Ms Perry, from the CPS's equality and diversity unit, told the BBC: "We know that disabled people probably think enough is not being done in this area.
"We think that the CPS could raise its game and that we could better identify where there is hostility against disabled people - in other words, where there's evidence we can bring to the courts' attention that shows that this crime, for example, was not just a robbery, it was a disability hate crime robbery."
Chief Constable Steve Otter, from the Association of Chief Police Officers, added: "There's no doubt we can do more. It's very challenging - we have to make sure our officers are trained properly so they can identify disability and mental health issues.

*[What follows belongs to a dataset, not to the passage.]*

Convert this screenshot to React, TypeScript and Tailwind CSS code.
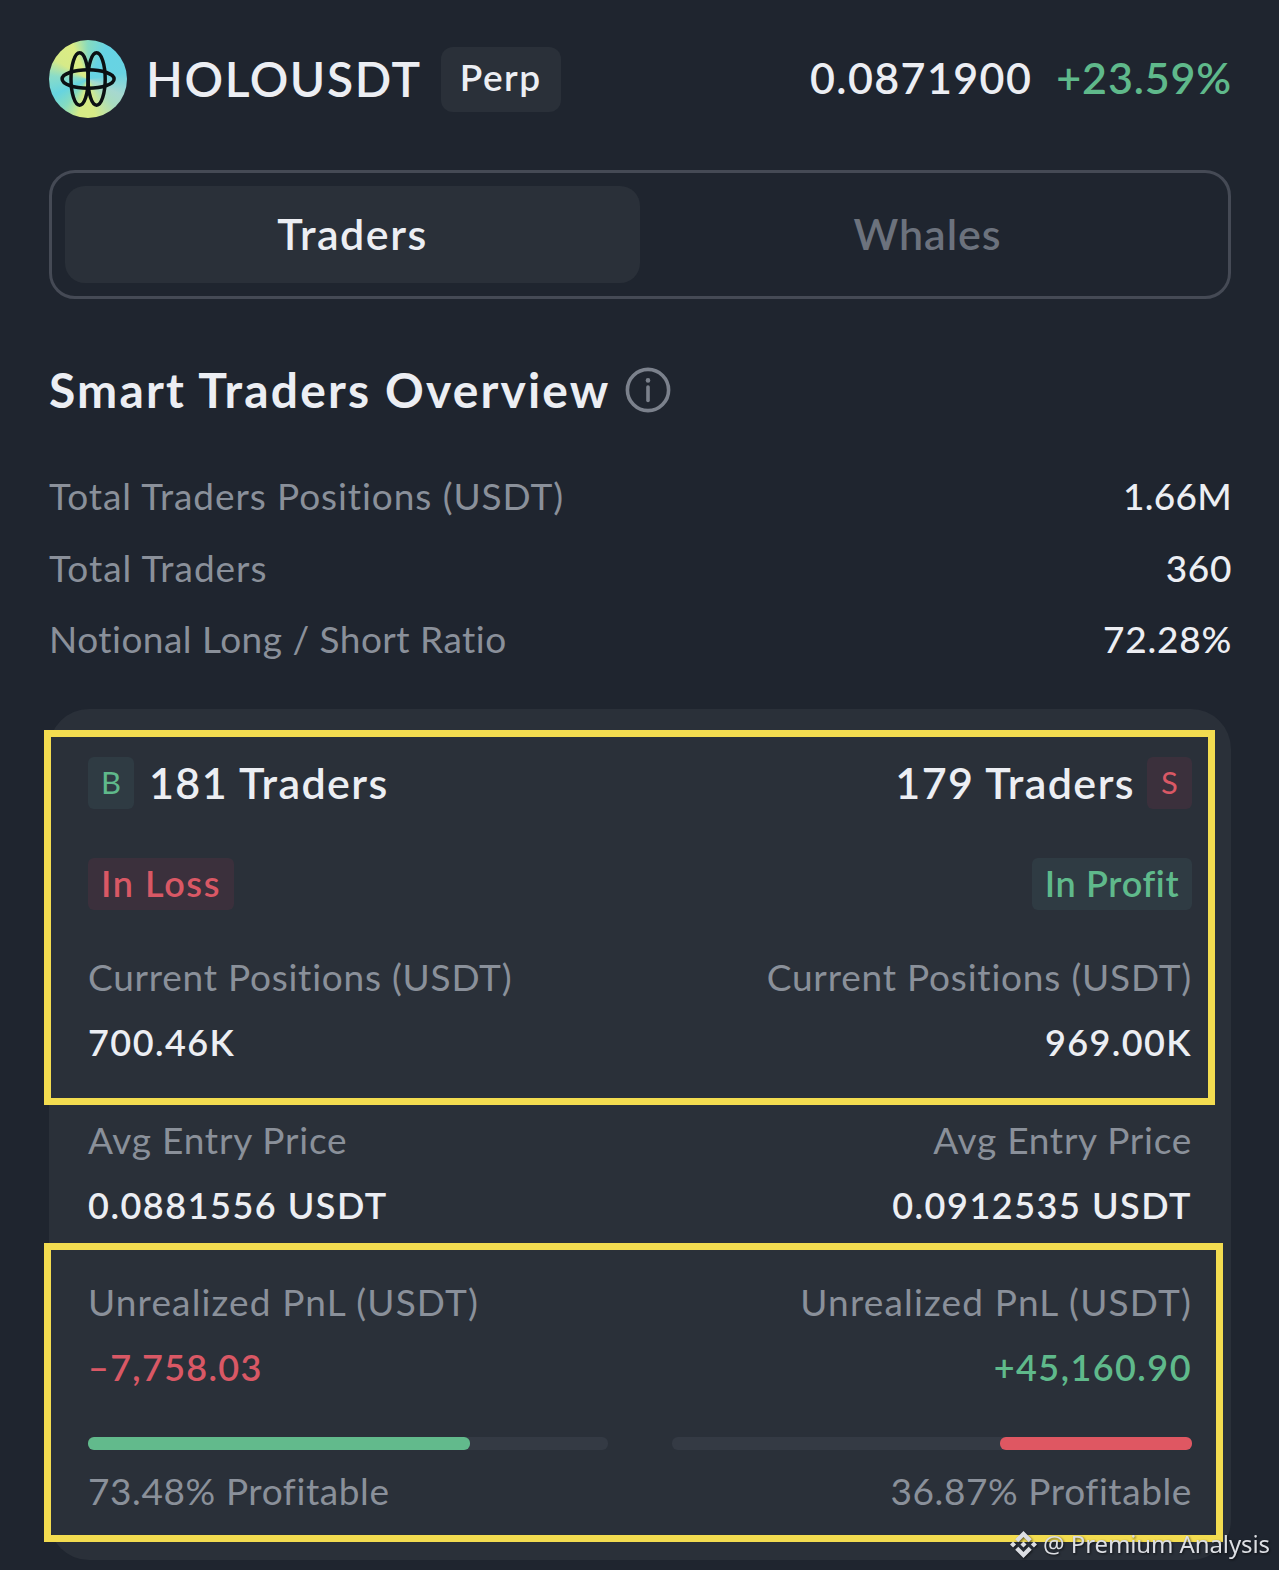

"We have to make sure that we can get the evidence into court in an admissible way and we have to make sure that we are working really hard to prevent these things from happening in the first place."
Ms Pilkington, her 18-year-old daughter Francecca and her severely dyslexic son Anthony, suffered more than 10 years of abuse from a gang of teenagers living in their street.
The 38-year-old set light to her family's Austin Maestro in a lay-by near their home on October 23, 2007, while she sat in the driver's seat alongside her daughter.
Police and the local council were subsequently heavily criticised for not handling complaints from the family properly.
The Independent Police Complaints Commission (IPCC) is looking into how police handled a string of complaints of anti-social behaviour targeted at David Askew, who died in the garden of his home in Greater Manchester after his family reported a disturbance on March 10.